NFU Combinable Crops committee chairman Ian Sands, who farms at Balbeggie, near Perth, said: “There is a lot of anecdotal evidence from members around the country on just how challenging a harvest this has been with combines dodging between heavy showers of rain.

 

As we move into autumn, that means many still have a lot of crop still to cut, and those who have harvested will be facing additional drying costs.”

 

In north Aberdeenshire, Paul Murray has just finished harvesting his Flamingo oilseed rape. Although moisture content was high, it yielded a ‘pleasing’ 5.6 t/ha (2.3t/acre). Similarly, Irina spring barley averaged around 7.5t/ha (3t/acre) with low screenings but was cut at 18 per cent moisture.

 

Mr Murray said: “We have been forced to cut at higher moisture contents than we would like, but yields have been surprisingly good – OSR has yielded around 0.8t/ha better than last year and the oil content has been much higher.”

 

QMS and AHDB monitor farmer Rory Stodart, who farms at Mill of Inverarity, Angus, is about two-thirds of the way through harvest.

 

“Yield wise spring barley has done fairly well, averaging about 2.8-2.9t/acre. Chronicle was all cut in mid-August and did about 3.1t/acre. We have 40 acres of Concerto left and it has done worst at about 2.7t/acre,” said Mr Stodart.

 

So far, all his spring barley has met malting specification, with no loads rejected. He has also cut one field of feed Zulu wheat, which yielded 9.4t/ha (3.8t/acre).

 

Further south, Lincolnshire farmer and contractor Andrew Baxter achieved between 8.5-10t/ha with his winter wheat.

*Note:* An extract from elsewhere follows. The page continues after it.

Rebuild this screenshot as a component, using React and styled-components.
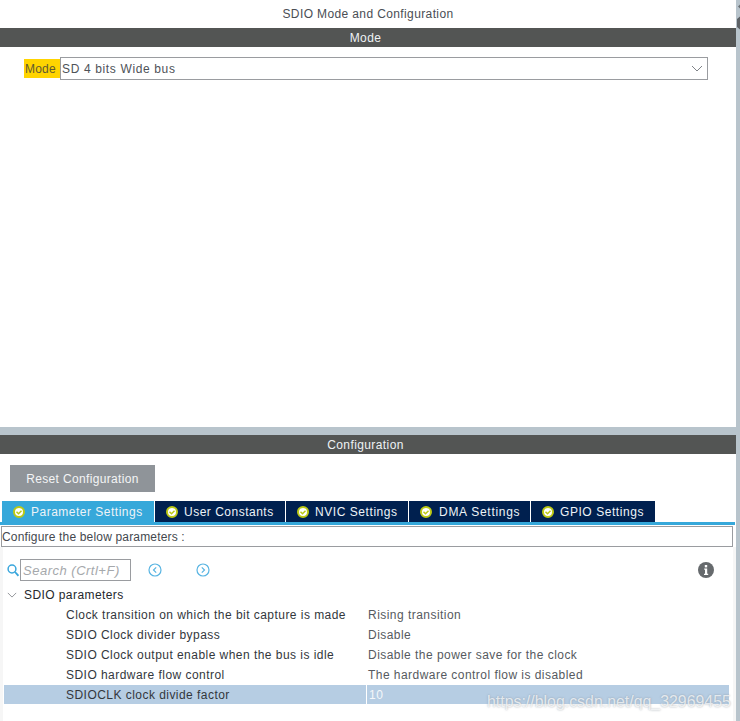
import React from 'react';
import styled, { createGlobalStyle } from 'styled-components';

const Global = createGlobalStyle`
  html, body { margin: 0; padding: 0; background: #fff; }
  body { font-family: "Liberation Sans", Arial, sans-serif; font-size: 12px; color: #45494f; }
`;

const Page = styled.div`
  position: relative;
  display: flex;
  width: 740px;
  height: 721px;
  overflow: hidden;
`;
const Main = styled.div`
  display: flex;
  flex-direction: column;
  width: 736px;
`;
const ScrollStrip = styled.div`
  width: 4px;
  background: #b8c4cc;
  display: flex;
  align-items: flex-start;
`;
const Title = styled.div`
  height: 28px;
  display: flex;
  align-items: center;
  justify-content: center;
  font-size: 12px;
  letter-spacing: 0.38px;
  color: #4a4e54;
`;
const SectionBar = styled.div`
  height: 19px;
  padding-right: 5px;
  background: #535554;
  color: #eef2f5;
  display: flex;
  align-items: center;
  justify-content: center;
  font-size: 12px;
  letter-spacing: 0.4px;
`;
const ModePane = styled.div`
  height: 380px;
  padding: 10px 28px 0 24px;
  box-sizing: border-box;
  display: flex;
  align-items: flex-start;
`;
const ModeLabel = styled.span`
  margin-top: 2px;
  width: 36px;
  height: 19px;
  padding-left: 1px;
  box-sizing: border-box;
  background: #ffd400;
  color: #5f5a30;
  line-height: 21px;
  font-size: 12px;
  letter-spacing: 0.2px;
  white-space: nowrap;
`;
const Select = styled.div`
  flex: 1;
  height: 23px;
  box-sizing: border-box;
  border: 1px solid #9a9ca0;
  display: flex;
  align-items: center;
  justify-content: space-between;
  padding: 0 4px 0 1px;
  font-size: 12px;
  letter-spacing: 0.64px;
  color: #4e5258;
`;
const Splitter = styled.div`
  height: 8px;
  background: #b8c4cc;
`;
const ResetButton = styled.div`
  margin: 11px 0 0 10px;
  width: 145px;
  height: 27px;
  background: #8f9499;
  color: #f4f5f6;
  display: flex;
  align-items: center;
  justify-content: center;
  font-size: 12px;
  letter-spacing: 0.35px;
`;
const Tabs = styled.div`
  margin: 9px 0 0 2px;
  display: flex;
  gap: 1px;
  height: 21px;
`;
const Tab = styled.div`
  width: ${p => p.$w}px;
  background: ${p => (p.$active ? '#36a8da' : '#00204f')};
  color: #eef3f7;
  display: flex;
  align-items: center;
  padding-left: 11px;
  box-sizing: border-box;
  gap: ${p => p.$gap}px;
  font-size: 12px;
  letter-spacing: ${p => p.$spacing}px;
  white-space: nowrap;
`;
const TabRule = styled.div`
  height: 3px;
  width: 735px;
  background: #36a8da;
`;
const ConfigureBox = styled.div`
  margin: 1px 0 0 1px;
  width: 732px;
  height: 21px;
  box-sizing: border-box;
  border: 1px solid #9a9ca0;
  line-height: 21px;
  font-size: 12px;
  letter-spacing: 0.17px;
  color: #44484e;
`;
const ParamPane = styled.div`
  flex: 1;
  border-left: 3px solid #f6f6f6;
  border-right: 3px solid #f6f6f6;
`;
const SearchRow = styled.div`
  margin-top: 12px;
  height: 22px;
  display: flex;
  align-items: center;
  padding-left: 4px;
`;
const SearchInput = styled.div`
  margin-left: 1px;
  width: 111px;
  height: 22px;
  box-sizing: border-box;
  border: 1px solid #9a9ca0;
  padding-left: 2px;
  line-height: 21px;
  font-size: 13px;
  font-style: italic;
  letter-spacing: 0.5px;
  color: #a5a8ab;
  white-space: nowrap;
`;
const NavIcons = styled.div`
  margin-left: 17px;
  display: flex;
  gap: 34px;
`;
const InfoSlot = styled.div`
  margin-left: auto;
  margin-right: 19px;
  display: flex;
`;
const Tree = styled.div`
  margin: 3px 0 0 1px;
  width: 725px;
`;
const GroupRow = styled.div`
  height: 20px;
  box-sizing: border-box;
  padding: 1px 0 0 3px;
  display: flex;
  align-items: center;
  gap: 7px;
  font-size: 12px;
  letter-spacing: 0.42px;
  color: #25282c;
`;
const Row = styled.div`
  display: grid;
  grid-template-columns: 362px 1fr;
  height: ${p => (p.$selected ? 19 : 20)}px;
  margin-top: ${p => (p.$selected ? 1 : 0)}px;
  padding-top: ${p => (p.$selected ? 0 : 1)}px;
  box-sizing: border-box;
  background: ${p => (p.$selected ? '#b6cde3' : 'transparent')};
  align-items: center;
  font-size: 12px;
  letter-spacing: 0.46px;
`;
const RowName = styled.div`
  padding-left: 62px;
  color: #33373c;
  white-space: nowrap;
`;
const RowValue = styled.div`
  align-self: stretch;
  display: flex;
  align-items: center;
  padding-left: ${p => (p.$selected ? 2 : 1)}px;
  color: ${p => (p.$selected ? '#f4f7fa' : '#565a60')};
  border-left: 1px solid ${p => (p.$selected ? '#fff' : 'transparent')};
  white-space: nowrap;
`;
const Watermark = styled.div`
  position: absolute;
  left: 487px;
  top: 693px;
  font-size: 15.9px;
  line-height: 18px;
  color: rgba(255, 255, 255, 0.72);
  text-shadow: 0 0 2px rgba(130, 140, 150, 0.75);
  white-space: nowrap;
`;

const Chevron = ({ color = '#7f8388', w = 12, h = 7 }) => (
  <svg width={w} height={h} viewBox="0 0 12 7" fill="none" style={{ flex: 'none' }}>
    <path d="M1 1l5 5 5-5" stroke={color} strokeWidth="1" />
  </svg>
);

const StripArrows = () => (
  <svg width="4" height="32" viewBox="0 0 4 32">
    <path d="M4 4.500L2 6.500L4 8.500z" fill="#6a7075" />
    <path d="M4 16.500L1 19L1 27L4 29.500z" fill="#5d6266" />
  </svg>
);

const Check = () => (
  <svg width="12" height="12" viewBox="0 0 12 12" style={{ flex: 'none' }}>
    <circle cx="6" cy="6" r="5" fill="#fff" stroke="#bcc914" strokeWidth="2" />
    <path d="M3.500 5.800l2 2 3-3" fill="none" stroke="#bcc914" strokeWidth="1.500" />
  </svg>
);

const SearchGlyph = () => (
  <svg width="12" height="13" viewBox="0 0 12 13" fill="none" style={{ flex: 'none' }}>
    <circle cx="5" cy="5" r="3.900" stroke="#39a6dc" strokeWidth="1.500" />
    <path d="M8 8l3.400 3.800" stroke="#39a6dc" strokeWidth="1.800" />
  </svg>
);

const Nav = ({ dir }) => (
  <svg width="14" height="14" viewBox="0 0 14 14" fill="none">
    <circle cx="7" cy="7" r="6" stroke="#58b4e2" strokeWidth="1.200" />
    <path d={dir === 'l' ? 'M8.200 4.300L5.500 7l2.700 2.700' : 'M5.800 4.300L8.500 7 5.800 9.700'} stroke="#58b4e2" strokeWidth="1.200" />
  </svg>
);

const Info = () => (
  <svg width="16" height="16" viewBox="0 0 16 16">
    <circle cx="8" cy="8" r="8" fill="#666a6d" />
    <rect x="6.800" y="3" width="2.400" height="2.400" fill="#fff" />
    <path d="M6.200 6.500h3v5.200h1v1.200H6v-1.200h1V7.700H6.200z" fill="#fff" />
  </svg>
);

const tabs = [
  { label: 'Parameter Settings', w: 152, active: true, gap: 6, spacing: 0.5 },
  { label: 'User Constants', w: 130, gap: 6, spacing: 0.5 },
  { label: 'NVIC Settings', w: 122, gap: 6, spacing: 0.56 },
  { label: 'DMA Settings', w: 121, gap: 7, spacing: 0.72 },
  { label: 'GPIO Settings', w: 124, gap: 6, spacing: 0.56 },
];

const rows = [
  ['Clock transition on which the bit capture is made', 'Rising transition'],
  ['SDIO Clock divider bypass', 'Disable'],
  ['SDIO Clock output enable when the bus is idle', 'Disable the power save for the clock'],
  ['SDIO hardware flow control', 'The hardware control flow is disabled'],
  ['SDIOCLK clock divide factor', '10', true],
];

export default function App() {
  return (
    <Page>
      <Global />
      <Main>
        <Title>SDIO Mode and Configuration</Title>
        <SectionBar>Mode</SectionBar>
        <ModePane>
          <ModeLabel>Mode</ModeLabel>
          <Select>
            SD 4 bits Wide bus
            <Chevron />
          </Select>
        </ModePane>
        <Splitter />
        <SectionBar>Configuration</SectionBar>
        <ResetButton>Reset Configuration</ResetButton>
        <Tabs>
          {tabs.map(t => (
            <Tab key={t.label} $w={t.w} $active={t.active} $gap={t.gap} $spacing={t.spacing}>
              <Check />
              {t.label}
            </Tab>
          ))}
        </Tabs>
        <TabRule />
        <ConfigureBox>Configure the below parameters :</ConfigureBox>
        <ParamPane>
          <SearchRow>
            <SearchGlyph />
            <SearchInput>Search (Crtl+F)</SearchInput>
            <NavIcons>
              <Nav dir="l" />
              <Nav dir="r" />
            </NavIcons>
            <InfoSlot>
              <Info />
            </InfoSlot>
          </SearchRow>
          <Tree>
            <GroupRow>
              <Chevron w={10} h={6} />
              SDIO parameters
            </GroupRow>
            {rows.map(([name, value, selected]) => (
              <Row key={name} $selected={selected}>
                <RowName>{name}</RowName>
                <RowValue $selected={selected}>{value}</RowValue>
              </Row>
            ))}
          </Tree>
        </ParamPane>
      </Main>
      <ScrollStrip>
        <StripArrows />
      </ScrollStrip>
      <Watermark>https://blog.csdn.net/qq_32969455</Watermark>
    </Page>
  );
}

Grain quality was ‘surprisingly good’ which he hopes will deliver a bit of a premium to compensate for the lower overall prices.

 

He expects straw demand in the area to be particularly high as a result of farmers chopping and spreading straw where conditions were too wet to bale.

 

He said: “Straw yields have been very disappointing – on average at least 20-25 per cent down on last year. If national demand for straw is high, there may well be insufficient stocks.”